フェアリーサークルは乾燥地帯で草木が生き残るための手段だった!?
土壌センサーによって、フェアリーサークルが十分に形成される前とされた後の両方の土の状態が観測されました。
周囲の草が十分に成長しきっていない状態では、降雨後、サークル内外の土の中の水分は両方とも非常にゆっくりと減少していきました。
ところが周囲の草が十分に生え揃った状態では、降雨後、土の中の水分は急速に減少していました。
フェアリーサークル内には水を吸収する草がないにも関わらず、周囲と同じように急速に水分がなくなっていたようです。
研究チームはこの結果について、次のようなプロセスが発生していると考えています。
降雨量が少ない地域では、草の根が降雨後の土の中の水分を即座に吸収。
そのため、サークル外の草の根周辺の土は乾燥した状態になります。
そしてサークル内の土の水分は、乾燥したサークル外部に引き寄せられていくのです。
つまり根の吸水と水の作用によって、サークル外の草がサークル内の水分を奪っており、サークル内では新しい草が育ちにくい状態になっていたのです。

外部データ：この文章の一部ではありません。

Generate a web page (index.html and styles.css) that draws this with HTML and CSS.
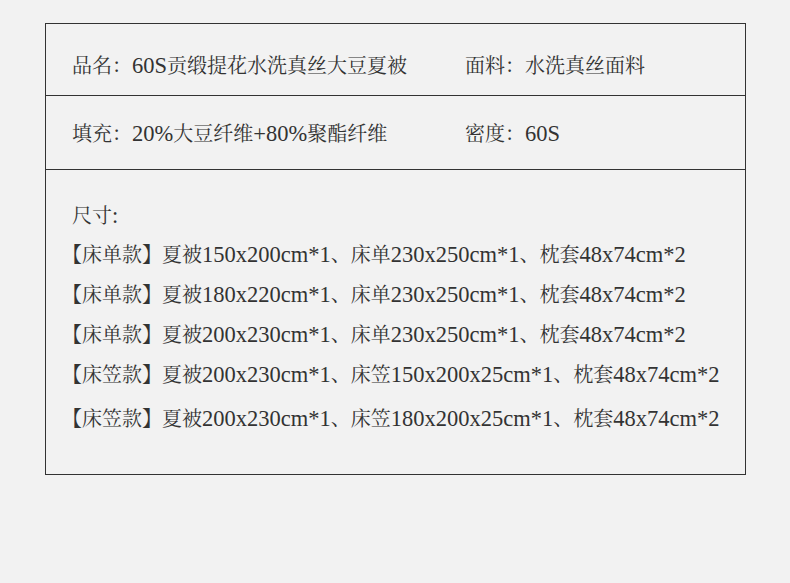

研究チームは、「フェアリーサークルがサークル外の草を維持するための貯水池として役立っている」とも述べています。
これらの結果や推測は、フェアリーサークルの「自己組織化」説を支持するものとなりました。
乾燥した地域では絶えず水分が不足しており、本来は草木の安定した生育が困難です。
しかし、いくつかの要素が相互作用することで、時間の経過とともに安定した構造「フェアリーサークル」が生まれたのでしょう。
過酷な環境で生育する植物たちは、フェアリーサークルのような幾何学的模様に沿って成長する以外、生き残るチャンスがないとも言えますね。
もちろん、今回の研究でもフェアリーサークルの原理が完全に解明されたわけではありませんが、今のところ、自己組織化説が濃厚という結果になりました。